Specialty fertilizer player Stoller Enterprises is now in the process of getting its biostimulant and plant growth regulator products approved by EPA for use with the new 2,4-D- and dicamba-resistant herbicide technologies hitting the market. Stoller is aiming for full approval this season but if not, it should get it by next season, according to Dr. Ritesh Sheth, Chief Chemist.

Stoller has developed its biostimulant and PGR technologies to work for row crop farmers, and in step with their normal application timings. “The good thing about Stoller technology is it can be used on any crop … our company has to make sure our products are compatible,” Sheth told CropLife® in an interview at Commodity Classic.

Then there are the startups, notably Indigo Agriculture, the high-profile Boston company that’s raised over $100 million in venture capital funding and taken a unique approach by essentially bypassing the distribution channel altogether. Instead of asking farmers to pay upfront for its microbial seed treatment for cotton, it asked them to pay a fixed amount per acre post-harvest, so long as they saw a certain amount of increased lint production.

As recently reported by Indigo CEO David Perry, Indigo Cotton, a product designed to improve yields in water-stressed areas, increased lint production by 11% in the target geography of West Texas — a region that produces nearly half of all U.S. cotton. For some farmers, that meant their cotton crop was profitable.

“Partnering with growers has helped us enter the market faster,” according to a statement by Eric Jeck, Indigo Senior Vice President, Strategy and Business Development, on the company’s Website. “Our business model innovation generates a level of trust that many find missing in the industry.”

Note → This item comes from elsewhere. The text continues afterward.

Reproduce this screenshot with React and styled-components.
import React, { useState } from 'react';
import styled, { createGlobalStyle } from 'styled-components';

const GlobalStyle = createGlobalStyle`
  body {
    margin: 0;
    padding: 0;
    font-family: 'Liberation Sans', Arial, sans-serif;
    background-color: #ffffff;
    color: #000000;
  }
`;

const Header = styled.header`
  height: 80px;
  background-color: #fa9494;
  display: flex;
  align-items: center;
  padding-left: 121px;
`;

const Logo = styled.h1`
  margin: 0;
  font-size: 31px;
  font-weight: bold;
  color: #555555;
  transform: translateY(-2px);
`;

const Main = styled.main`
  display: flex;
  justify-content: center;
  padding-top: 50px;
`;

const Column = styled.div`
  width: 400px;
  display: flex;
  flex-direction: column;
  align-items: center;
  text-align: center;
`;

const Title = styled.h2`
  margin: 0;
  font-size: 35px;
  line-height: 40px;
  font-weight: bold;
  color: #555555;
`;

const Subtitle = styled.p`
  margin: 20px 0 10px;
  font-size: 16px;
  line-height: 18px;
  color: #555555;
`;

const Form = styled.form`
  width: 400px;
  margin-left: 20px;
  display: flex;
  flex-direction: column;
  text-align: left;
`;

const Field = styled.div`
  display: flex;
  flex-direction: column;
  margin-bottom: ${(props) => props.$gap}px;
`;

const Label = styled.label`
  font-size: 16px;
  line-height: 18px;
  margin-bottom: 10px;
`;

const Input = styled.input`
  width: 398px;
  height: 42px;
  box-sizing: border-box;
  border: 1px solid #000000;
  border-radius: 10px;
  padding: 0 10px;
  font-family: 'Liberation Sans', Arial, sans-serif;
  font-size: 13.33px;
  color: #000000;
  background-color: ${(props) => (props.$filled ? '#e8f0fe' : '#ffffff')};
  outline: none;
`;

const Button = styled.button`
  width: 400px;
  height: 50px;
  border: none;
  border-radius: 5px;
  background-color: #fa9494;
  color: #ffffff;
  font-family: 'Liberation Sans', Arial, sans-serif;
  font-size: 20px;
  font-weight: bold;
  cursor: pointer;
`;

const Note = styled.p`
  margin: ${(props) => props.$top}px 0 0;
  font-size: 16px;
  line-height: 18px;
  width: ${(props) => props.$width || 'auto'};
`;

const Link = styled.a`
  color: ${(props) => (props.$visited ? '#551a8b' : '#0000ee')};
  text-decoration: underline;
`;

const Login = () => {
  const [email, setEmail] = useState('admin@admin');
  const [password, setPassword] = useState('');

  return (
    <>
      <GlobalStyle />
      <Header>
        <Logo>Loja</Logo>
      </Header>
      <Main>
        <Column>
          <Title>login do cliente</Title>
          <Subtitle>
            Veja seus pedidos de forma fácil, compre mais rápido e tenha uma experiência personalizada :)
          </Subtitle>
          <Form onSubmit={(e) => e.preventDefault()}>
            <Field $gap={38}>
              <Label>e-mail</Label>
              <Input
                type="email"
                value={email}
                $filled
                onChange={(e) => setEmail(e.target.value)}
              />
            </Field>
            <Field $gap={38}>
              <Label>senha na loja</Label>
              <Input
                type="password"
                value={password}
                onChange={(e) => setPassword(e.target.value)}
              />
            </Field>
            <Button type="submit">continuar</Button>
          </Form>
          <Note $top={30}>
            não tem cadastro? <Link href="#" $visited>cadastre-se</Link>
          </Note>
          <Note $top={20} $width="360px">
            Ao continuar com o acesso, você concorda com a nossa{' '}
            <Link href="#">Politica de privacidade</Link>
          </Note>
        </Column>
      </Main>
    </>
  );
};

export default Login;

Whether Indigo’s model is scalable from last year’s 50,000 acres to a million acres is yet to be seen.

Shakeout Coming

Other prominent startups entering the race to find biostimulants for soil health include BioConsortia, Inocucor Technologies, AgBiome, and NewLeaf Symbiotics.

Then there are the large distributors — CPS/Loveland, Helena, WinField Solutions — that are developing their own in-house lines of biostimulants. Will the distribution channel duplicate its winning strategy for adjuvants and become the dominant suppliers for biostimulants, bundling their proprietary products with other offerings carrying more favorable pricing?

“We’ll see on that. It’s going to be very interesting how this is all going to shake out,” Marrone says.

What happens could be determined by EPA. Today, barriers to entry are low, with regulations carried out by individual states. California forbids the mere mention of the word “stimulate” on a label, for example, while in others it’s a relative free-for-all.
But all is set to change, as EPA is expected to publish a draft guideline of its view of regulations for biostimulants any day, after delaying it last year. The draft will then be open for public comment before a registration process is instituted likely between this year and 2019.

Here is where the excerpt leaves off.